Abstract

A theoretical study of the CH···N hydrogen bond in the interactions of trihalomethanes CHX 3 (X = F, Cl, Br) with ammonia and its halogen derivatives NH 2 Y (Y = F, Cl, Br) has been carried out thoroughly. The complexes are quite stable, and their stability increases in going from CHF 3 to CHCl 3 then to CHBr 3 when Y keeps unchanged. With the same CHX 3 proton donor, enhancement of the gas phase basicity of NH 2 Y strengthens stability of the CHX 3 ···NH 2 Y complex.
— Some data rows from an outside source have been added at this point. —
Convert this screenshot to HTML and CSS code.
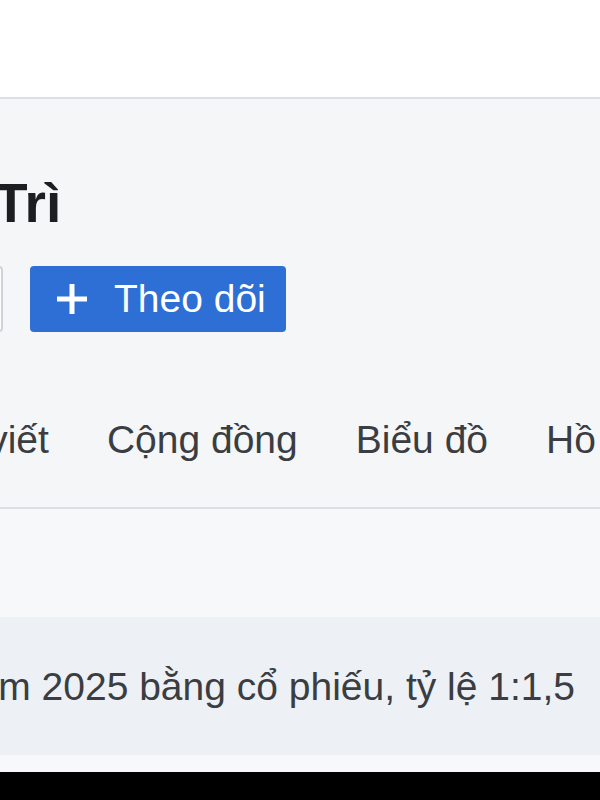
FILE: index.html
```html
<!DOCTYPE html>
<html lang="vi">
<head>
  <meta charset="utf-8">
  <title>Trì - Hồ sơ</title>
  <link rel="stylesheet" href="styles.css">
</head>
<body>

  <div class="topbar"></div>

  <div class="profile">
    <h1 class="name">Trì</h1>

    <div class="actions">
      <button class="btn-outline">Nhắn tin</button>
      <button class="btn-follow">
        <svg class="plus" width="34" height="34" viewBox="0 0 34 34">
          <path d="M17 2v30M2 17h30" stroke="#fff" stroke-width="5" fill="none"/>
        </svg>
        <span>Theo dõi</span>
      </button>
    </div>

    <nav class="tabs">
      <span class="tab">Bài viết</span>
      <span class="tab">Cộng đồng</span>
      <span class="tab">Biểu đồ</span>
      <span class="tab">Hồ sơ</span>
    </nav>
  </div>

  <div class="spacer"></div>

  <div class="notice">
    <span>Chia cổ tức năm 2025 bằng cổ phiếu, tỷ lệ 1:1,5</span>
  </div>
  <div class="notice-foot"></div>

  <div class="bottom-bar"></div>

</body>
</html>
```

FILE: styles.css
```css
:root {
  --panel: #f5f6f8;
  --line: #dcdfe3;
  --blue: #2d6fd5;
  --title: #1c1e21;
  --text: #3a3d42;
  --notice: #edf1f5;
}

* {
  box-sizing: border-box;
}

body {
  margin: 0;
  width: 600px;
  height: 800px;
  overflow: hidden;
  background: #fff;
  font-family: "Liberation Sans", Arial, sans-serif;
}

.topbar {
  height: 97px;
  background: #fff;
}

.profile {
  background: var(--panel);
  border-top: 2px solid var(--line);
  border-bottom: 2px solid var(--line);
  padding-top: 77px;
  overflow: hidden;
}

.name {
  margin: 0 0 0 -6px;
  font-size: 55px;
  line-height: 55px;
  font-weight: bold;
  color: var(--title);
  white-space: nowrap;
}

.actions {
  display: flex;
  gap: 27px;
  margin-top: 35px;
  margin-left: -157px;
}

.actions button {
  height: 66px;
  border-radius: 4px;
  font-family: inherit;
  font-size: 39px;
  cursor: pointer;
}

.btn-outline {
  width: 160px;
  background: #fff;
  border: 2px solid #cfd3d8;
  color: var(--text);
}

.btn-follow {
  display: flex;
  align-items: center;
  gap: 25px;
  padding: 0 20px 0 25px;
  background: var(--blue);
  border: none;
  color: #fff;
}

.plus {
  display: block;
}

.tabs {
  display: flex;
  gap: 58px;
  margin-top: 86px;
  margin-left: -79px;
  padding-bottom: 45px;
  white-space: nowrap;
}

.tab {
  font-size: 39px;
  line-height: 44px;
  color: var(--text);
}

.spacer {
  height: 108px;
  background: #f7f8fa;
}

.notice {
  display: flex;
  justify-content: flex-end;
  padding: 47px 25px 46px 0;
  background: var(--notice);
  white-space: nowrap;
  font-size: 39px;
  line-height: 45px;
  color: var(--text);
}

.notice-foot {
  height: 17px;
  background: #f6f8fb;
}

.bottom-bar {
  height: 40px;
  background: #000;
}
```
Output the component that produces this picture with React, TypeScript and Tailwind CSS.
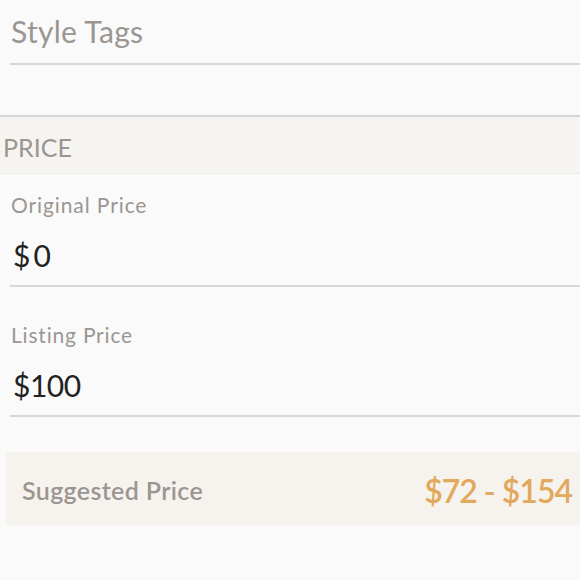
import React from "react";

export default function App() {
  const font = { fontFamily: "Lato, 'Noto Sans', sans-serif" };
  return (
    <div className="w-[580px] h-[580px] bg-[#fafafa] overflow-hidden" style={font}>
      <div className="pl-[10px]">
        <div className="h-[65px] border-b-2 border-[#d8d8d8]">
          <div className="pt-[16px] pl-px text-[30px] leading-[30px] tracking-[0.3px] text-[#9b9691]">Style Tags</div>
        </div>
      </div>
      <div className="h-[50px]" />
      <div className="border-t-2 border-b border-t-[#d6d6d6] border-b-[#ececec] bg-[#f6f4f0] h-[59px]">
        <div className="pt-[18px] pl-[3px] text-[25px] leading-[25px] text-[#9b9691]">PRICE</div>
      </div>
      <div className="pl-[10px]">
        <div className="border-b-2 border-[#d8d8d8] pb-[15px]">
          <div className="pt-[20px] pl-px text-[21px] leading-[21px] tracking-[0.9px] text-[#9b9691]">Original Price</div>
          <div className="pt-[25px] pl-[3px] text-[30px] leading-[30px] text-[#222222]">$<span className="ml-[3px]">0</span></div>
        </div>
        <div className="border-b-2 border-[#d8d8d8] pb-[15px]">
          <div className="pt-[37px] pl-px text-[21px] leading-[21px] tracking-[0.8px] text-[#9b9691]">Listing Price</div>
          <div className="pt-[25px] pl-[3px] text-[30px] leading-[30px] tracking-[-0.5px] text-[#222222]">$100</div>
        </div>
      </div>
      <div className="mt-[35px] ml-[6px] h-[73px] bg-[#f6f3ef] flex items-center justify-between pt-[4px] pl-[16px] pr-[8px]">
        <div className="text-[25px] font-semibold tracking-[0.35px] text-[#9b9691]">Suggested Price</div>
        <div className="text-[32px] font-semibold tracking-[-1px] text-[#e2a85b]">$72 - $154</div>
      </div>
    </div>
  );
}
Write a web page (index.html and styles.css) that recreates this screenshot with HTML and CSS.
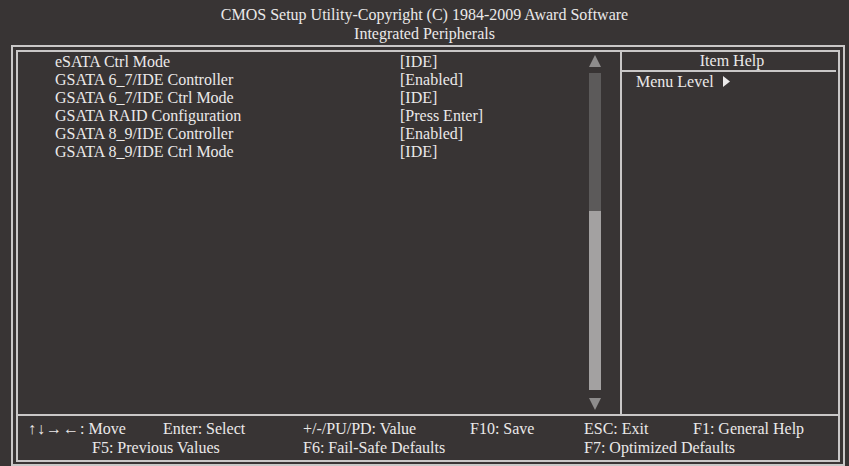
FILE: index.html
```html
<!DOCTYPE html>
<html lang="en">
<head>
    <meta charset="UTF-8">
    <title>Integrated Peripherals</title>
    <link rel="stylesheet" href="styles.css">
</head>
<body>
    <div class="title">
        <div>CMOS Setup Utility-Copyright (C) 1984-2009 Award Software</div>
        <div>Integrated Peripherals</div>
    </div>

    <div class="frame">
        <div class="inner">
            <!-- Menu items -->
            <div class="main">
                <div class="items">
                    <div class="row"><span class="name">eSATA Ctrl Mode</span><span>[IDE]</span></div>
                    <div class="row"><span class="name">GSATA 6_7/IDE Controller</span><span>[Enabled]</span></div>
                    <div class="row"><span class="name">GSATA 6_7/IDE Ctrl Mode</span><span>[IDE]</span></div>
                    <div class="row"><span class="name">GSATA RAID Configuration</span><span>[Press Enter]</span></div>
                    <div class="row"><span class="name">GSATA 8_9/IDE Controller</span><span>[Enabled]</span></div>
                    <div class="row"><span class="name">GSATA 8_9/IDE Ctrl Mode</span><span>[IDE]</span></div>
                </div>
                <div class="scrollbar">
                    <svg class="arrow" width="12" height="12" viewBox="0 0 12 12"><polygon points="6,0 12,12 0,12"/></svg>
                    <div class="track"><div class="thumb"></div></div>
                    <svg class="arrow" width="12" height="12" viewBox="0 0 12 12"><polygon points="0,0 12,0 6,12"/></svg>
                </div>
            </div>

            <!-- Help panel -->
            <div class="help">
                <div class="help-head">Item Help</div>
                <div class="help-row">Menu Level<svg class="level" width="7" height="11" viewBox="0 0 7 11"><polygon points="0,0 7,5.5 0,11"/></svg></div>
            </div>

            <!-- Key legend -->
            <div class="keys">
                <span class="k-move"><span class="arrows">&uarr;&darr;&rarr;&larr;</span>: Move</span>
                <span class="k-select">Enter: Select</span>
                <span class="k-value">+/-/PU/PD: Value</span>
                <span class="k-save">F10: Save</span>
                <span class="k-exit">ESC: Exit</span>
                <span class="k-help">F1: General Help</span>
                <span class="k-prev">F5: Previous Values</span>
                <span class="k-fail">F6: Fail-Safe Defaults</span>
                <span class="k-opt">F7: Optimized Defaults</span>
            </div>
        </div>
    </div>
</body>
</html>
```

FILE: styles.css
```css
body {
    margin: 0;
    height: 466px;
    overflow: hidden;
    background: #383434;
    color: #ebe9e9;
    font-family: "Liberation Serif", "Times New Roman", serif;
    font-size: 16px;
    line-height: 18px;
}
.title {
    text-align: center;
    padding-top: 5px;
    height: 45px;
    box-sizing: border-box;
    line-height: 19px;
}
.frame {
    margin-left: 11px;
    width: 834px;
    height: 421px;
    border: 2px solid #c9c7c7;
    padding: 3px;
    box-sizing: border-box;
}
.inner {
    height: 412px;
    border: 2px solid #c9c7c7;
    box-sizing: border-box;
    display: grid;
    grid-template-columns: 602px 2px 1fr;
    grid-template-rows: 362px 2px 1fr;
}
.main {
    grid-column: 1;
    grid-row: 1;
    display: flex;
}
.items {
    flex: 1;
    padding-left: 37px;
    padding-top: 1px;
}
.row {
    display: flex;
    height: 18px;
}
.name {
    width: 345px;
}
.scrollbar {
    width: 12px;
    margin-right: 19px;
    padding-top: 3px;
    display: flex;
    flex-direction: column;
    align-items: center;
}
.arrow {
    fill: #8e8c8c;
    display: block;
}
.track {
    width: 12px;
    height: 317px;
    margin: 6px 0 8px;
    background: #5c5a5a;
    display: flex;
    flex-direction: column;
    justify-content: flex-end;
}
.thumb {
    height: 179px;
    background: #a3a1a1;
}
.help {
    grid-column: 3;
    grid-row: 1;
    border-left: 2px solid #c9c7c7;
    margin-left: -2px;
    padding-right: 2px;
}
.help-head {
    height: 18px;
    text-align: center;
    border-bottom: 2px solid #c9c7c7;
    padding-left: 6px;
}
.help-row {
    padding-left: 14px;
    height: 18px;
    padding-top: 1px;
}
.level {
    fill: #ebe9e9;
    margin-left: 9px;
}
.keys {
    grid-column: 1 / 4;
    grid-row: 2 / 4;
    border-top: 2px solid #c9c7c7;
    padding: 4px 0 0 10px;
    display: grid;
    grid-template-columns: 64px 71px 140px 167px 114px 109px 1fr;
    grid-template-rows: 19px 19px;
    white-space: nowrap;
}
.arrows {
    letter-spacing: 1px;
}
.k-move { grid-column: 1 / 3; grid-row: 1; }
.k-select { grid-column: 3; grid-row: 1; }
.k-value { grid-column: 4; grid-row: 1; }
.k-save { grid-column: 5; grid-row: 1; }
.k-exit { grid-column: 6; grid-row: 1; }
.k-help { grid-column: 7; grid-row: 1; }
.k-prev { grid-column: 2 / 4; grid-row: 2; }
.k-fail { grid-column: 4; grid-row: 2; }
.k-opt { grid-column: 6 / 8; grid-row: 2; }
```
The CH···N hydrogen bond strength is directly proportional to the increase of proton affinity (PA) at N site of NH 2 Y and the decrease of deprotonation enthalpy (DPE) of CH bond in CHX 3 . The CHF 3 primarily appears to favor blue shift while the red‐shift is referred to the CHBr 3 . The blue‐ or red‐shift of CHCl 3 strongly depends on PA at N site of NH 2 Y. We suggest the ratio of DPE/PA as a factor to predict which type of hydrogen bond is observed upon complexation. The SAPT2+ results show that all CH···N interactions in the complexes are electrostatically driven regardless of the type of hydrogen bond, between 48% and 61% of the total attractive energy, and partly contributed by both induction and dispersion energies.